Time‐Series Prediction Approaches to Forecasting Deformation in Sentinel‐1 InSAR Data

Time series of displacement are now routinely available from satellite InSAR and are used for flagging anomalous ground motion, but not yet forecasting. We test conventional time series forecasting methods such as SARIMA and supervised machine learning approaches such as long short‐term memory (LSTM) compared to simple function extrapolation. We focus initially on forecasting seasonal signals and begin by characterizing the time‐series using sinusoid fitting, seasonal decomposition, and autocorrelation functions. We find that the three measures are broadly comparable but identify different types of seasonal characteristic.
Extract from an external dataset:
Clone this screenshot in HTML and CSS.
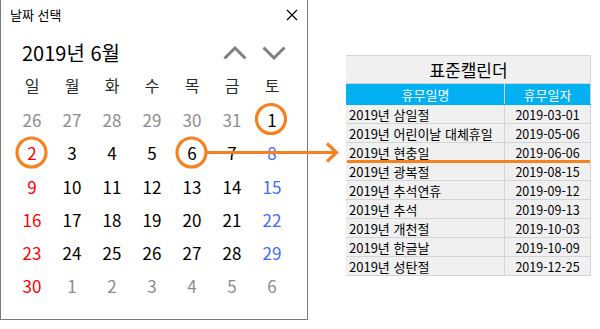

We use this to select a set of 310 points with highly seasonal characteristics and test the three chosen forecasting methods over prediction windows of 1–9 months. The lowest overall median RMSE values are obtained for SARIMA when considering short term predictions (<1 month), whereas sinusoid extrapolation produces the lowest median RMSE values for longer predictions (>6 months). Machine learning methods (LSTM) perform less well. We then test the prediction methods on 2,000 randomly selected points with a range of seasonalities and find that simple extrapolation of a constant function performed better overall than any of the more sophisticated time series prediction methods. Comparisons between seasonality and RMSE show a small improvement in performance with increasing seasonality. This proof‐of‐concept study demonstrates the potential of time‐series prediction for InSAR data but also highlights the limitations of applying these techniques to nonperiodic signals or individual measurement points. We anticipate future developments, especially to shorter timescales, will have a broad range of potential applications, from infrastructure stability to volcanic eruptions.